# Delta Gun Color Picture Tube

## Delta Gun Color Picture Tube

Delta Gun color picture tubes employ three separate Guns, equally spaced at 120 degrees with respect to each other, generates three high velocity (25 kV acceleration) electrons beams. They are mounted on the corners of an equilateral triangle, forming the Greek letter delta (D) that is why the tube has been named Delta Gun picture tubes. The guns are slightly tilted inwards to the tube axis to make the beam converge near the faceplate. BR & G represents guns for video signals pertaining to blue, red, and green colors, respectively as shown in the figure below.

Each gun in the three gun delta picture tube has its own separate set of cathode, control grid, accelerating grid and focus grid so that individual color signals can be coupled to the grid cathode circuit to modulate beam intensity.

On the screen, there are about one million dots of phosphor in groups of three, corresponding to red, green, and blue light. These are deposited on the back of the faceplate. Each group is called Triads. Thus there are 333000 triads.

Each dot is of a 0.42 mm diameter with a spacing of 0.72 mm between the respective dots of the adjacent triads.

A thin perforated metal sheet is placed about one cm behind the tube scren, to ensure the correct landing of beam on phosphor, is known as Shadow mask. It is supported  by a heavy internal frame for rigidity.

The mask has one conical hole for every phosphor dot triad on the screen as shown in above figure. The hole is conical to prevent emission of secondary electrons. Shadow mask is used to ensure that the beams land on the correct phosphor.

Three electron beams converge on a hole of the mask, and from there they diverge to strike the respective dots of triads. The shadow mask s blocks an appreciable portion of the beam current dissipating several watts of Power.

The transparency of the shadow mask is only 20%. The remaining 80% of the total beam current energy is dissipated as heat loss in the shadow mask. This is why color picture tubes use higher anode voltage and need larger beam currents and cathode currents than monochrome tubes.

Phosphor used for color tubes are :

• Red: Zinc sulfide
• Green: Zinc silicate
• Blue: Europium and yttrium
• Persistency: 1 ms

Space between the phosphor dots filled with black pigments to improve the contrast by absorbing ambient light.

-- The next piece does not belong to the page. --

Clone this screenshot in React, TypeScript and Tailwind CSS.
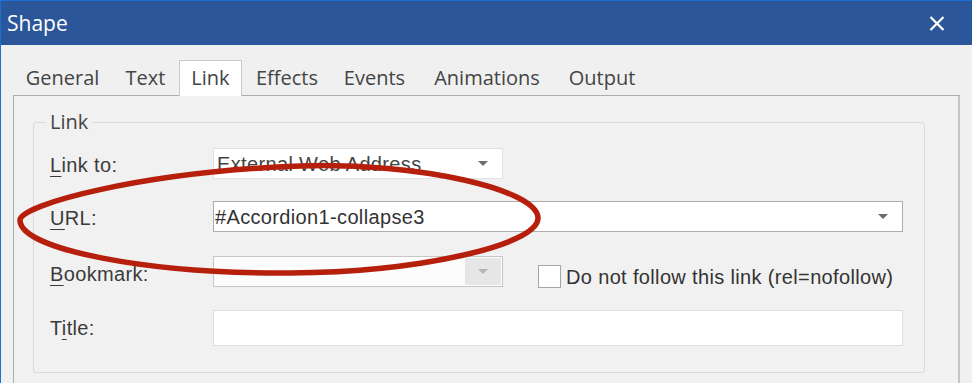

All three color difference signals are then fed to the three grids of the color picture tubes.

The inverted luminance signal (-Y) is applied at the junction of the three cathodes

## Principle of Working

The overall color screen is determined by the intensity of each beam and the phosphors. The arrangement of the Delta gun picture tubes is shown in figure below.

The inverted luminance signal (-Y) is applied at the junction of the three cathodes. The signal voltage subtracts from each other to develop control voltages for the three electron guns.

The electron beams from the three electron guns strike three phosphor dots of red, green, and blue (R, G, and B primary colors) phosphor in a triad glow simultaneously. The intensity of the glow is proportional to the intensity of the video signal of the respective color.

The eye integrates the three colors emitted by the phosphor dots at a time and perceives the resultant color of the concerned pixel as in the original picture. Triads glow one after another in quick succession due to deflection of the beams and thus the whole picture is reproduced in its original forms.

In the absence of two-electron beams, dots of only one color phosphor get excited and raster will have only one of the primary colors. In case when all the three electron beams are off than the picture will be black in color.

If the amplitude of color difference signal drops to zero, the only Y signal control the three guns and a monochrome picture is produced on the screen.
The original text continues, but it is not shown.